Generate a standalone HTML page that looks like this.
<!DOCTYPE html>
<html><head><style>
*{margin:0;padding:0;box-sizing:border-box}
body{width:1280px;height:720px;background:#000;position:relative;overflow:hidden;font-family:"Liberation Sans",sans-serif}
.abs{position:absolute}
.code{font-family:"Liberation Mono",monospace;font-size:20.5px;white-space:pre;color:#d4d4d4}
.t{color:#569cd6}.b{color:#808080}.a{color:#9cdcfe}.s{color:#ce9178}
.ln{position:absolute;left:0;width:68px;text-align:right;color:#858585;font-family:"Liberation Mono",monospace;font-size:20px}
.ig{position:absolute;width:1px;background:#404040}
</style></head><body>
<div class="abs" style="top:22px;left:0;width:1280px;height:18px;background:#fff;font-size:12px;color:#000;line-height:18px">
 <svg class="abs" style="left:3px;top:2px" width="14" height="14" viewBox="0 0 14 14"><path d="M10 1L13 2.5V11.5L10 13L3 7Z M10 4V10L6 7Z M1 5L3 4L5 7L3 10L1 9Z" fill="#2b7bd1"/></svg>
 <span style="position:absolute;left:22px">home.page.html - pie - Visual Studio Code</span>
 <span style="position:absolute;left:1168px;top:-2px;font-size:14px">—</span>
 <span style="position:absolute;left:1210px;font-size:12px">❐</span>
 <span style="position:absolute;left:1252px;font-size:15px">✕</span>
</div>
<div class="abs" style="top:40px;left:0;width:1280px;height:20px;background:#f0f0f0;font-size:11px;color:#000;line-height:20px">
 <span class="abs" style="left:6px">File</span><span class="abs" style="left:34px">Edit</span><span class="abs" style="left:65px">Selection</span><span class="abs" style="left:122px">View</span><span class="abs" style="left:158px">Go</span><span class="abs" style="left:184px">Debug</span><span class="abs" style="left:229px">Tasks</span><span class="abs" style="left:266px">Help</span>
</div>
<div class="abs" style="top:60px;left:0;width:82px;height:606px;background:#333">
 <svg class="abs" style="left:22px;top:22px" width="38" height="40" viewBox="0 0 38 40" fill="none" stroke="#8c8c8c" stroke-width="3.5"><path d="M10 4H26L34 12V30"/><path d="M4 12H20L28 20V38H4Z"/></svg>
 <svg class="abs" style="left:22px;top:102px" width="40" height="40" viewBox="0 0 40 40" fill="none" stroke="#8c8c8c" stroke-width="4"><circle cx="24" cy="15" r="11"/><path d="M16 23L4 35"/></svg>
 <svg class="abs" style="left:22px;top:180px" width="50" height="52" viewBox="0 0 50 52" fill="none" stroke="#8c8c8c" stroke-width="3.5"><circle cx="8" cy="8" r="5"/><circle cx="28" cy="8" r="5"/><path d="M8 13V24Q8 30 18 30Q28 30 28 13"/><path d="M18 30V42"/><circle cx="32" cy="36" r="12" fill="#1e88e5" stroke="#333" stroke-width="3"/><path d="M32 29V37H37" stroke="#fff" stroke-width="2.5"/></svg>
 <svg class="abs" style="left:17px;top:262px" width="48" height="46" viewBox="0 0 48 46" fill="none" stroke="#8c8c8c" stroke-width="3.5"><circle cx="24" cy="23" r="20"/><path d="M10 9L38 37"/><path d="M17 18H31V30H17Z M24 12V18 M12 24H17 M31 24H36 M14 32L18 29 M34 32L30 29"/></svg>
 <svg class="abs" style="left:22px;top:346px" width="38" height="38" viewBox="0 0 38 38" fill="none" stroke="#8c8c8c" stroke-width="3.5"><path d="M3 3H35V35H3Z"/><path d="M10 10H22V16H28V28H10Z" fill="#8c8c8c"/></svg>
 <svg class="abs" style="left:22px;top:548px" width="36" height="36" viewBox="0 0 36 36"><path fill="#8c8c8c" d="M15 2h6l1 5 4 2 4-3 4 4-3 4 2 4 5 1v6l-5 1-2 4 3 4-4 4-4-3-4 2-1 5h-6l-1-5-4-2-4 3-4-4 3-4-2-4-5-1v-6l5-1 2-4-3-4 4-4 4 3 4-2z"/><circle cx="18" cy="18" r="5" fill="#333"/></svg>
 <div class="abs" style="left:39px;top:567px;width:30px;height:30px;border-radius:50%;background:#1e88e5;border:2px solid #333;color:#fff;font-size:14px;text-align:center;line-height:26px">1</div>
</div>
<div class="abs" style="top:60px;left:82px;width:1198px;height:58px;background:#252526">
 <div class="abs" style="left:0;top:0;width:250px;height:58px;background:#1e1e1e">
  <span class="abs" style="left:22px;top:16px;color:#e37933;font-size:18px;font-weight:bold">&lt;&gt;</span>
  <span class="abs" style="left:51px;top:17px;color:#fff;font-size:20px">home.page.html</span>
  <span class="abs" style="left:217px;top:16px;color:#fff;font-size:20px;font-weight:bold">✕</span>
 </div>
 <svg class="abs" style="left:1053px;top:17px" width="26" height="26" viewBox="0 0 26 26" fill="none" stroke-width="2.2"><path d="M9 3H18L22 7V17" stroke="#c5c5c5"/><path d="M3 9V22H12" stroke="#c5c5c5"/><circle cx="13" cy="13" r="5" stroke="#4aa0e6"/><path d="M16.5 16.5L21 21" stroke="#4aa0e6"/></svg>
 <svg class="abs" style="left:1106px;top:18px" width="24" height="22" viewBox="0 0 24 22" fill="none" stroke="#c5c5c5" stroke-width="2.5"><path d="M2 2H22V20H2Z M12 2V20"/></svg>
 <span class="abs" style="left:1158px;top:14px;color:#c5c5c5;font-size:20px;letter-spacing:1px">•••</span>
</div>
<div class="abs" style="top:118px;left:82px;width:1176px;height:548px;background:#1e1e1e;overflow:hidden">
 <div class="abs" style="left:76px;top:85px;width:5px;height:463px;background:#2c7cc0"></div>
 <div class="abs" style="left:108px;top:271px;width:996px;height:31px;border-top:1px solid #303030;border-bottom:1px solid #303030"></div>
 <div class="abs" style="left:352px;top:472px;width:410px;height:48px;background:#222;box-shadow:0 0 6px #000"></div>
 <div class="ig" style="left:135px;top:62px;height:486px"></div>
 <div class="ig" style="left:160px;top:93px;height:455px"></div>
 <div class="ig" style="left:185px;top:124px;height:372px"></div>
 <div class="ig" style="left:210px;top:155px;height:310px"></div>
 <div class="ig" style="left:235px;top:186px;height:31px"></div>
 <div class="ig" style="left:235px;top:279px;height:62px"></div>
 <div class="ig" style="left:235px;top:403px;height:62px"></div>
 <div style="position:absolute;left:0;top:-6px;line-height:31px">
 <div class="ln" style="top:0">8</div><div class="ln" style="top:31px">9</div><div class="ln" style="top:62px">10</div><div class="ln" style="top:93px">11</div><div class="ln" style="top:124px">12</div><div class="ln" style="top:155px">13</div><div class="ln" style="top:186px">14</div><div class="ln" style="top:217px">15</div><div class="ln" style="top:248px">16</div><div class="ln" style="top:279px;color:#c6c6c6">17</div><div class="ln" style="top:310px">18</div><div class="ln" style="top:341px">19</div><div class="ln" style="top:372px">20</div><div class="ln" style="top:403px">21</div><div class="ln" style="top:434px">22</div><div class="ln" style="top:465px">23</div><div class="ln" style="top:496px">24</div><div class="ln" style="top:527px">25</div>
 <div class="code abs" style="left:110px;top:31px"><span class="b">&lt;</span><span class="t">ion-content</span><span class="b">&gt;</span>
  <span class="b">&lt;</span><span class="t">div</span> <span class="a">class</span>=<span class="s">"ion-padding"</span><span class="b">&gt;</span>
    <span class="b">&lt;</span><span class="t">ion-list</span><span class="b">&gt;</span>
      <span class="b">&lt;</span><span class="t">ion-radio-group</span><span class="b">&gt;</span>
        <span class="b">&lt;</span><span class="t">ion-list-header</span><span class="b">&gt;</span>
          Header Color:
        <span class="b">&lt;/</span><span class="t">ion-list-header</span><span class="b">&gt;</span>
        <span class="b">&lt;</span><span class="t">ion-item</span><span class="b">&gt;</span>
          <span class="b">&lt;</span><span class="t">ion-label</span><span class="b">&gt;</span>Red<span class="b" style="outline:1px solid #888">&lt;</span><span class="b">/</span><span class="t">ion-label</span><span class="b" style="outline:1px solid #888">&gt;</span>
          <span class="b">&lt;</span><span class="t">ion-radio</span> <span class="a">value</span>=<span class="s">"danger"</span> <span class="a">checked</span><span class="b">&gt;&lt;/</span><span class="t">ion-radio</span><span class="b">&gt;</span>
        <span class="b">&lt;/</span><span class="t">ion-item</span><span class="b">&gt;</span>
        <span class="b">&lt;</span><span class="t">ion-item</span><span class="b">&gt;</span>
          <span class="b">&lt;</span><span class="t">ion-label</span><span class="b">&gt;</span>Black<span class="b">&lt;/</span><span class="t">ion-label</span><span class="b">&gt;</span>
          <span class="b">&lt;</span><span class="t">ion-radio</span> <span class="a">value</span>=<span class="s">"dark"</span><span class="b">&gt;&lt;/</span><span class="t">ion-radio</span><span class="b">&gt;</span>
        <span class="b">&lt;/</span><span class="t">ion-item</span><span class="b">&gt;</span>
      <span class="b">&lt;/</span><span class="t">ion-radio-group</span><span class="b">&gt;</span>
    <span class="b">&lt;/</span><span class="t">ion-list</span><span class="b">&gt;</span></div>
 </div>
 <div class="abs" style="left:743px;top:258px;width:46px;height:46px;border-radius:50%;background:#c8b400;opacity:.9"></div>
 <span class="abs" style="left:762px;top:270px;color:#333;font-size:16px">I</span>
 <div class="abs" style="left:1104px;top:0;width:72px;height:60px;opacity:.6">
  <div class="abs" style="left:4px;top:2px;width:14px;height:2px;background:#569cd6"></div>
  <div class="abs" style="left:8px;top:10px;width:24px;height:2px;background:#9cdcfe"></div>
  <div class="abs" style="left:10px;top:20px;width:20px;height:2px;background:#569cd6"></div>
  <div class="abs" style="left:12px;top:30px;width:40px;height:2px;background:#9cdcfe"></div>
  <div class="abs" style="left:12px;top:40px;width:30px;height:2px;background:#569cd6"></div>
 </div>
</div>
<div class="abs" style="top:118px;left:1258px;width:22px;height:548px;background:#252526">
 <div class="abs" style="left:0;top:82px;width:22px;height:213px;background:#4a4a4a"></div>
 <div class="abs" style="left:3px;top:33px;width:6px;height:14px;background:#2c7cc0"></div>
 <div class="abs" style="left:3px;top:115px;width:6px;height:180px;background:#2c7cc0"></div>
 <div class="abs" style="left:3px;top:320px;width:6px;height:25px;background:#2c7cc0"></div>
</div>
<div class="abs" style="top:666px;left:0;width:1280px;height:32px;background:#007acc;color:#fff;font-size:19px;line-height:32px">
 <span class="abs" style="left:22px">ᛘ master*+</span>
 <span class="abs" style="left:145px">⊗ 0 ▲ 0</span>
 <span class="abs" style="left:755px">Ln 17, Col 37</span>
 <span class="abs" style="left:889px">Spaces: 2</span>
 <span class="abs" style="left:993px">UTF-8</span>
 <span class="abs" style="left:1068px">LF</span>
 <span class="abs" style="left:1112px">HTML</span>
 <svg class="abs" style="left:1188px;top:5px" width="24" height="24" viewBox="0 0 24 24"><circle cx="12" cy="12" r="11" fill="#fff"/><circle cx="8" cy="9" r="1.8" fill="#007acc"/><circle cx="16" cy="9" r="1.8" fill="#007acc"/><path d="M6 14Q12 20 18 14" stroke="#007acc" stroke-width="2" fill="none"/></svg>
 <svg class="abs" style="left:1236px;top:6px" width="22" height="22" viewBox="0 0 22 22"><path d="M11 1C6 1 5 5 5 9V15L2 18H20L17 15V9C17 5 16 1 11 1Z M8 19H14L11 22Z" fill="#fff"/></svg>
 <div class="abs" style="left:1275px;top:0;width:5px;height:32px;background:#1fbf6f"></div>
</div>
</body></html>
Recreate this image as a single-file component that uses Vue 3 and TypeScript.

+ + +

WHAT THE TASK REQUIRES: Copy out all lines that carry the word "this".

FINAL ANSWER:
Generate a standalone HTML page that looks like this.
Recreate this image as a single-file component that uses Vue 3 and TypeScript.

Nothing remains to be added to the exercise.